The *New* Number One Reason for Divorce

It’s smartphones.

Blackberries. iPhones. Androids. Whatever you call them. It’s those little devices that notify you about every single electronic communique related to yourself and your former Psych 101 classmate that you haven’t talked to in 5 years. The constant connection to Facebook, Twitter, LinkedIn, blogging, YouTube, ONLINE NHL HOCKEY POOLS is going to tear more millennial marriages apart than money disputes ever will. Mark my words.

Ol’ gramps and gran didn’t have to deal with this kind of beast. Back then, they only had to compete for their mate’s attention for a few hours on a Saturday night when Hockey Night in Canada was on the little fuzzy black and white TV. Now, not only do we spend hours a day in front of pristine HD television, but we text, surf the web and multi-task a whole other online life. All while sitting next to each other on the couch.

Personally, I try to be REALLY good about the amount of time I spend on my phone.

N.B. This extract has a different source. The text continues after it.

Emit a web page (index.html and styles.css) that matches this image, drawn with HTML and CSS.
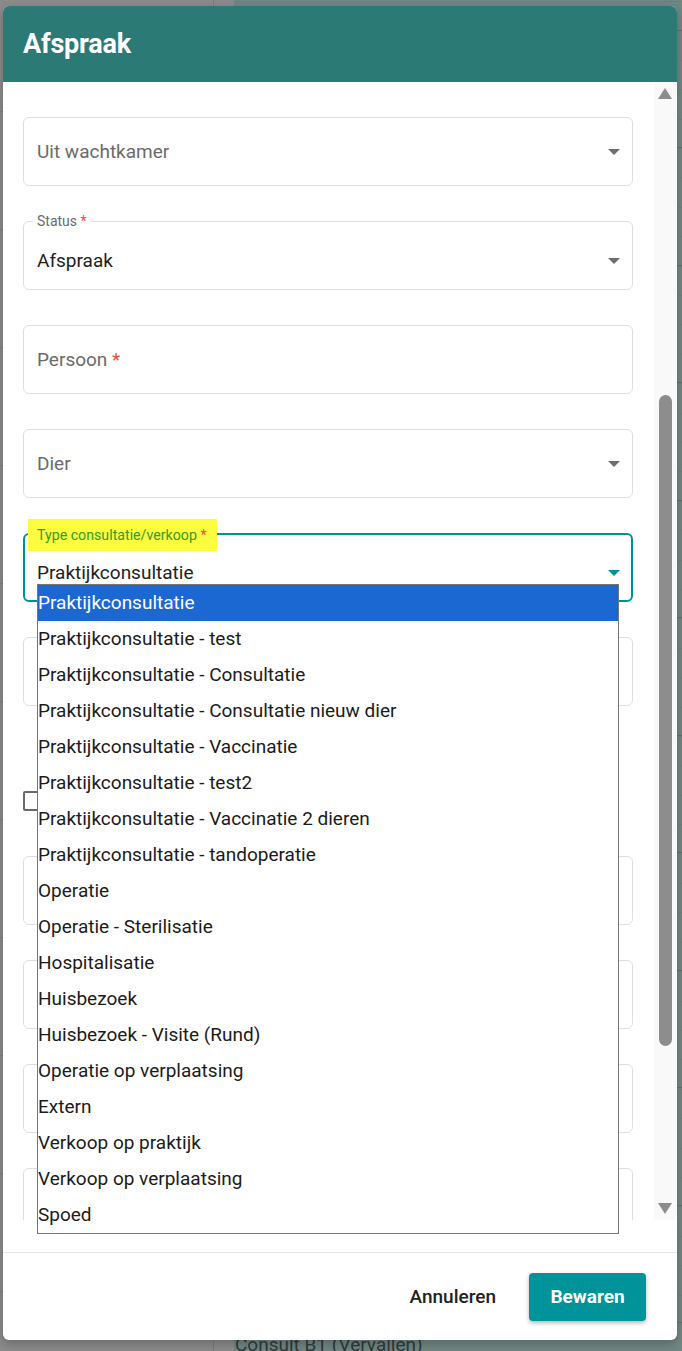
FILE: index.html
```html
<!DOCTYPE html>
<html lang="nl">
<head>
<meta charset="utf-8">
<title>Afspraak</title>
<link rel="stylesheet" href="styles.css">
</head>
<body>
<div class="page">
  <div class="page-side"></div>
  <div class="page-main">
    <div class="bg-row">Consult B1 (Vervallen)</div>
  </div>
</div>

<div class="modal">
  <div class="modal-header"><h1>Afspraak</h1></div>
  <div class="modal-body">
    <div class="content">
      <div class="field">
        <span class="placeholder">Uit wachtkamer</span>
        <span class="arrow"></span>
      </div>
      <div class="field has-label">
        <span class="label">Status <span class="req">*</span></span>
        <span class="value">Afspraak</span>
        <span class="arrow"></span>
      </div>
      <div class="field">
        <span class="placeholder">Persoon <span class="req">*</span></span>
      </div>
      <div class="field">
        <span class="placeholder">Dier</span>
        <span class="arrow"></span>
      </div>
      <div class="field has-label focused">
        <span class="label hl">Type consultatie/verkoop <span class="req">*</span></span>
        <span class="value">Praktijkconsultatie</span>
        <span class="arrow"></span>
      </div>
      <div class="field"></div>
      <div class="check-row"><span class="checkbox"></span></div>
      <div class="field"></div>
      <div class="field"></div>
      <div class="field"></div>
      <div class="field"></div>
    </div>
    <div class="scrolltrack">
      <span class="sb-up"></span>
      <span class="sb-thumb"></span>
      <span class="sb-fill"></span>
      <span class="sb-down"></span>
    </div>
  </div>
  <div class="body-pad"></div>
  <div class="modal-footer">
    <button class="btn-text">Annuleren</button>
    <button class="btn-primary">Bewaren</button>
  </div>

  <ul class="dropdown">
    <li class="selected">Praktijkconsultatie</li>
    <li>Praktijkconsultatie - test</li>
    <li>Praktijkconsultatie - Consultatie</li>
    <li>Praktijkconsultatie - Consultatie nieuw dier</li>
    <li>Praktijkconsultatie - Vaccinatie</li>
    <li>Praktijkconsultatie - test2</li>
    <li>Praktijkconsultatie - Vaccinatie 2 dieren</li>
    <li>Praktijkconsultatie - tandoperatie</li>
    <li>Operatie</li>
    <li>Operatie - Sterilisatie</li>
    <li>Hospitalisatie</li>
    <li>Huisbezoek</li>
    <li>Huisbezoek - Visite (Rund)</li>
    <li>Operatie op verplaatsing</li>
    <li>Extern</li>
    <li>Verkoop op praktijk</li>
    <li>Verkoop op verplaatsing</li>
    <li>Spoed</li>
  </ul>
</div>
</body>
</html>
```
FILE: styles.css
```css
* { box-sizing: border-box; }

html, body {
  margin: 0;
  padding: 0;
}

body {
  width: 682px;
  height: 1351px;
  overflow: hidden;
  position: relative;
  font-family: Roboto, "Liberation Sans", Arial, sans-serif;
  background: #738986;
}

/* background page (under the overlay) */
.page {
  display: grid;
  grid-template-columns: 234px 1fr;
  height: 1351px;
}

.page-side {
  background:
    linear-gradient(to right, transparent 213px, #7b7b7b 213px, #7b7b7b 214px, transparent 214px),
    repeating-linear-gradient(to bottom, transparent 0, transparent 117px, #808080 117px, #808080 118px),
    #8c8c8c;
  background-position: 0 0, 0 -6px, 0 0;
}

.page-main {
  display: flex;
  flex-direction: column;
  justify-content: flex-end;
  background:
    repeating-linear-gradient(to bottom, #5f726f 0, #5f726f 1px, transparent 1px, transparent 117.5px),
    repeating-linear-gradient(to bottom, #6d827f 0, #6d827f 1px, transparent 1px, transparent 29.4px),
    #728885;
  background-position: 0 30px, 0 1px, 0 0;
}

.bg-row {
  padding-left: 1px;
  margin-bottom: -4px;
  font-size: 19px;
  line-height: 20px;
  height: 20px;
  color: #2f3b3a;
  white-space: nowrap;
}

/* modal */
.modal {
  position: absolute;
  left: 3px;
  top: 6px;
  width: 674px;
  height: 1334px;
  background: #fff;
  border-radius: 6px;
  overflow: hidden;
  display: flex;
  flex-direction: column;
  box-shadow: 0 4px 12px rgba(0, 0, 0, 0.25);
}

.modal-header {
  flex: none;
  height: 76px;
  background: #2c7a76;
  display: flex;
  align-items: center;
  padding-left: 20px;
}

.modal-header h1 {
  margin: 0;
  font-size: 27px;
  font-weight: 700;
  color: #fff;
  letter-spacing: -0.2px;
}

.modal-body {
  flex: none;
  height: 1138px;
  display: flex;
}

.content {
  flex: 1;
  padding: 35px 21px 0 20px;
  overflow: hidden;
}

.field {
  position: relative;
  height: 69px;
  margin-bottom: 35px;
  border: 1px solid #dedede;
  border-radius: 6px;
  display: flex;
  align-items: center;
  padding: 0 12px 0 13px;
  font-size: 19px;
}

.field.has-label {
  padding-top: 10px;
}

.field.focused {
  border: 2px solid #00929a;
  padding-left: 12px;
  padding-right: 11px;
}

.placeholder {
  flex: 1;
  color: #6b6b6b;
}

.value {
  flex: 1;
  color: #1e1e1e;
}

.req {
  color: #ec4a3c;
}

.label {
  position: absolute;
  top: -10px;
  left: 9px;
  padding: 0 4px;
  background: #fff;
  font-size: 14px;
  line-height: 18px;
  color: #6b6b6b;
}

.label.hl {
  top: -16px;
  left: 3px;
  padding: 7px 10px 7px 9px;
  background: #fbfd3e;
  color: #3a9a24;
  font-size: 14.2px;
}

.arrow {
  width: 0;
  height: 0;
  border-left: 6px solid transparent;
  border-right: 6px solid transparent;
  border-top: 6px solid #6e6e6e;
}

.focused .arrow {
  border-top-color: #00929a;
}

.check-row {
  height: 80px;
  margin-bottom: 35px;
  padding-top: 50px;
  padding-left: 0;
}

.checkbox {
  display: block;
  width: 20px;
  height: 20px;
  border: 2px solid #6a6a6a;
  border-radius: 2px;
}

/* scrollbar */
.scrolltrack {
  flex: none;
  width: 22px;
  margin-right: 1px;
  background: #f9f9f9;
  display: flex;
  flex-direction: column;
  align-items: center;
}

.sb-up,
.sb-down {
  width: 0;
  height: 0;
  border-left: 7px solid transparent;
  border-right: 7px solid transparent;
}

.sb-up {
  margin-top: 6px;
  border-bottom: 11px solid #8d8d8d;
}

.sb-down {
  margin-bottom: 6px;
  border-top: 11px solid #8d8d8d;
}

.sb-thumb {
  margin-top: 296px;
  width: 13px;
  height: 651px;
  border-radius: 7px;
  background: #8d8d8d;
}

.sb-fill {
  flex: 1;
}

.body-pad {
  flex: none;
  height: 32px;
}

.modal-footer {
  flex: none;
  height: 88px;
  border-top: 1px solid #e6e6e6;
  display: flex;
  justify-content: flex-end;
  align-items: center;
  gap: 17px;
  padding-right: 31px;
}

.btn-text,
.btn-primary {
  font-family: Roboto, "Liberation Sans", Arial, sans-serif;
  font-size: 19px;
  height: 48px;
  border: none;
  border-radius: 4px;
  cursor: pointer;
}

.btn-text {
  background: transparent;
  color: #222;
  font-weight: 500;
  padding: 0 16px;
}

.btn-primary {
  width: 117px;
  background: #00939a;
  color: #fff;
  font-weight: 700;
  box-shadow: 0 2px 4px rgba(0, 0, 0, 0.3);
}

/* native select popup */
.dropdown {
  position: absolute;
  left: 34px;
  top: 578px;
  width: 582px;
  margin: 0;
  padding: 0;
  list-style: none;
  background: #fff;
  border: 1px solid #767676;
}

.dropdown li {
  height: 36px;
  line-height: 36px;
  padding-left: 0;
  font-size: 19px;
  color: #1b1b1b;
  white-space: nowrap;
}

.dropdown li.selected {
  background: #1b68d3;
  color: #fff;
}
```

Howie can attest (sometimes to his dismay, like when he’s trying to contact me) that I very infrequently check my phone while I’m interacting with other human beings. Maybe I’m old fashioned or maybe it’s the Speech Communication degree in me, but to me, there are few things less irritating than speaking to someone while they are carrying on an entirely different web-based interaction on their phones. I USED to be able to say the same thing about Howie, that is, until he joined an NHL online hockey pool.

Oh the online hockey pool. How you have stolen my husband away from me! It has become an unstoppable tick-like reaction. Every evening, almost every five minutes, he’s refreshing his blackberry to see the updated scores. Why he can’t just check once at the end of the night when all the games are over beats me. I made a little promise to myself that I would never use this blog as an outlet to vent about my husband. Looks like I’ll just have to make this one teensy exception.

Me: Howie, I just don’t understand why you can’t check once or twice at the end of the night.

Howie: Cheryl, it’s not a big deal. What does it matter if I’m sitting here checking scores while we are watching a show together. I (unlike you) can multi-task.

(It’s true I can’t multitask)

Me: Because when you check the scores it’s like you’re half here watching with me. You miss some of the jokes and you know how I like to laugh at TV jokes WITH people. It makes them more funny.

Howie: Cheryl if the worst thing your husband does is check hockey scores a little bit throughout the night then you have it pretty good. Some guys do way worse things. It’s not like I’m a drunk or cheat on you or something.

Me: Ah-HEM! That is such a lame argument. Just because there are worse things you could do doesn’t mean I should be thankful you do other things I don’t like.

Howie: Yes it does.

Me: Ok then by your logic that means you should be thankful I leave my toe nail clippings everywhere because at least I’m not a drug addict who runs a brothel.

Howie: Cheryl your toe nail clippings are gross. You shouldn’t leave them around. I don’t understand why you can’t just put them in a garbage can.

Me: A HAH! Exactly! I SHOULD put them in the garbage. Just like you SHOULD stop checking the scores all the time.

Monica: Cheryl, Howie is the best husband. You should stop being mad at him.*

Me: Don’t bring Monica into this Howie.

Thankfully, Howie has managed to cut back slightly on the amount of times he’s refreshing his scores. But I seriously think (and hope) we are not the only couple who faces the challenges of quality human time amidst an extremely instant-technology world. There are actual documentaries on MTV about couples trying to get over technology addictions because of the strain it places on the relationship.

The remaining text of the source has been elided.